The Burnt Mountain LO21454

AM de Lange (amdelange@gold.up.ac.za)
Fri, 30 Apr 1999 21:01:52 +0200

Dear Organlearners,

In the middle of Namibia, close to the Skeleton Coast ("Skedelkus"),
hovers the Burnt Mountain on the Namib dessert.

I do not know which is the driest, the Skeleton Coast or the Atacama
dessert in South America. But I know that every skeleton of every
shipwrecked person on this coast speaks out.

The Namib dessert is extremely rich in life for those who have learnt to
focus on it. A San (Bushmen)person can easily survive in that dessert. But
who will want to learn from them?

My first trip to the Namib dessert was in the late seventies. A thin
dotted line on the topographic map indicated that my dilapidated truck
("bakkie") might even make it to the mountain.

As I approached the mountain, the surface became blacker until it looked
as if the sand was covered with charcoal. I stopped to have a look. It was
small pieces of black rock. They were laying on what I thought to be like
the white sand of the Skeleton Coast. But it was a light skin coloured
silt (dust), almost like the ash of burntout wood. The wind has blown the
ash away. A thin layer of protection was left behind.

All along the road (if you can call it by that name), tracks were to be
seen of vehicles which had veered of into the dessert. Since I did not
have a fancy 4x4, I was too afraid to do the same. It pays to be cautious
("liewer bang Jan as dooie Jan").

Some distance from the brooding mountain was a ridge of black rock. I
stopped and walked along it to its end. There, in one of its last
crevices, a magnifent succulent plant grew -- Trichocaulon dinterii. Its
vernacular name is dog balls ("hondeballe").

A San will eat the mature balls when desperate. The balls are very bitter.
But a young shoot taste like sweet licorice -- quite delicious. Probably
safe for someone who has diabetes.

Several years later I took one of my best friends (the late Coert Grobler)
along to the Namib.
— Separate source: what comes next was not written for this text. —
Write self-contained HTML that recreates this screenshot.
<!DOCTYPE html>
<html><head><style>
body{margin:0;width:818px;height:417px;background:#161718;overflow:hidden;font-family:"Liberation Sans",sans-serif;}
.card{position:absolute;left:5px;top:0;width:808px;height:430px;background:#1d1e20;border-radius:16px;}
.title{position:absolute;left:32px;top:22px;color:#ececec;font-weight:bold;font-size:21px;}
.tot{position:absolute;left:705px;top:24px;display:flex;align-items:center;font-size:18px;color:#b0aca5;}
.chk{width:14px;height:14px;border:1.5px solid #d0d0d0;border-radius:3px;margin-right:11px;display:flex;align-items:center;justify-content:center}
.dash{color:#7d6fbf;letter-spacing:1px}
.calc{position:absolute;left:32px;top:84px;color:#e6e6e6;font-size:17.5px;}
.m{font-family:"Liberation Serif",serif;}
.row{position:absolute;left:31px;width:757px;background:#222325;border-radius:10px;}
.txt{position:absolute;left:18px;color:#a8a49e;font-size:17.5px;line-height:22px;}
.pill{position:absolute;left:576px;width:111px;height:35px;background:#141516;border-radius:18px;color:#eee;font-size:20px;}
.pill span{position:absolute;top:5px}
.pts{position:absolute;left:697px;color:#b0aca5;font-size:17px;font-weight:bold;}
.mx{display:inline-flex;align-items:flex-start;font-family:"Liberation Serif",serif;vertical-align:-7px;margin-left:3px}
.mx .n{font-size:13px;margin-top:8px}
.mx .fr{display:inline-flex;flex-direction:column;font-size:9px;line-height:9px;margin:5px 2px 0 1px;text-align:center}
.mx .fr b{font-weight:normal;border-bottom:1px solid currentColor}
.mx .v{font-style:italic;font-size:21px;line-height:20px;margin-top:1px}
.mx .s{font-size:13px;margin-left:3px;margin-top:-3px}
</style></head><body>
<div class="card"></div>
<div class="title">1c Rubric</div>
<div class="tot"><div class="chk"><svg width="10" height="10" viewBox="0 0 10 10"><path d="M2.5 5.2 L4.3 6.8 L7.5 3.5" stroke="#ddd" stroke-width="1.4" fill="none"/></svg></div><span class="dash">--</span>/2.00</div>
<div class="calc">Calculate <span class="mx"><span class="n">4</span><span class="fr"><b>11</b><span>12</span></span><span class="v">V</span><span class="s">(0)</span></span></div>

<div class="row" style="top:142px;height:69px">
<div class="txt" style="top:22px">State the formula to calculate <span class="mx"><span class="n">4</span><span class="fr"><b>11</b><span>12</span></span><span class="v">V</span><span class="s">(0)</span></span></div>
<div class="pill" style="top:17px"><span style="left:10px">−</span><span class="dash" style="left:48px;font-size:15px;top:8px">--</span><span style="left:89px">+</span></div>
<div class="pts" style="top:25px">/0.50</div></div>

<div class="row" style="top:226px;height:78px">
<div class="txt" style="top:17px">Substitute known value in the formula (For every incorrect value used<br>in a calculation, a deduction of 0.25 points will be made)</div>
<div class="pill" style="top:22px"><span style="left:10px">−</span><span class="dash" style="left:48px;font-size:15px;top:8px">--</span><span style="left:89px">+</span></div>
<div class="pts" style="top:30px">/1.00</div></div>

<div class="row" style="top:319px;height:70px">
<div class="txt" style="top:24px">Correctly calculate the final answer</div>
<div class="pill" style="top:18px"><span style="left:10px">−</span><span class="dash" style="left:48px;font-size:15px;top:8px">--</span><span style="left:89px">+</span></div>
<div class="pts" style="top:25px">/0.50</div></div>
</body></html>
The difference in our ages was almost 30 years. But I
was used to it. Many of my book friends were thousands of years older, Job
being the oldest.

We drove along the same path. For a fleeting moment I thought that much of
the vehicle tracks were the same as those on the previous trip. But there
was also new ones. By then I had no desire to make another couple myself.
Anyway, my vehicle was still the same one . But now I had to nurse it with
even greater care.

I stopped at the ridge and invited Uncle ("Oom") Coert to have a look at
the beautiful plant. In our Afrikaans culture the greatest respect shown
to another person old enough to be your father, even though not family, is
to call him Uncle.

Up to a few years ago some Afrikaans students still called me Uncle. Now
it is occasionaly Old Boss ("Oubaas"), another term of endearment which is
hitting the dust in the transformation of our country.

While we walked to the end of the ridge, I saw the tracks which I have
made several years ago as if I had made them the day before. The
Trichocaulon was still alive, looking exactly the same, sitting in the
crevice between the black rocks too hot to touch. Uncle Coert admired its
beauty.

I said to him I would meet him again at the bakkie. He nodded.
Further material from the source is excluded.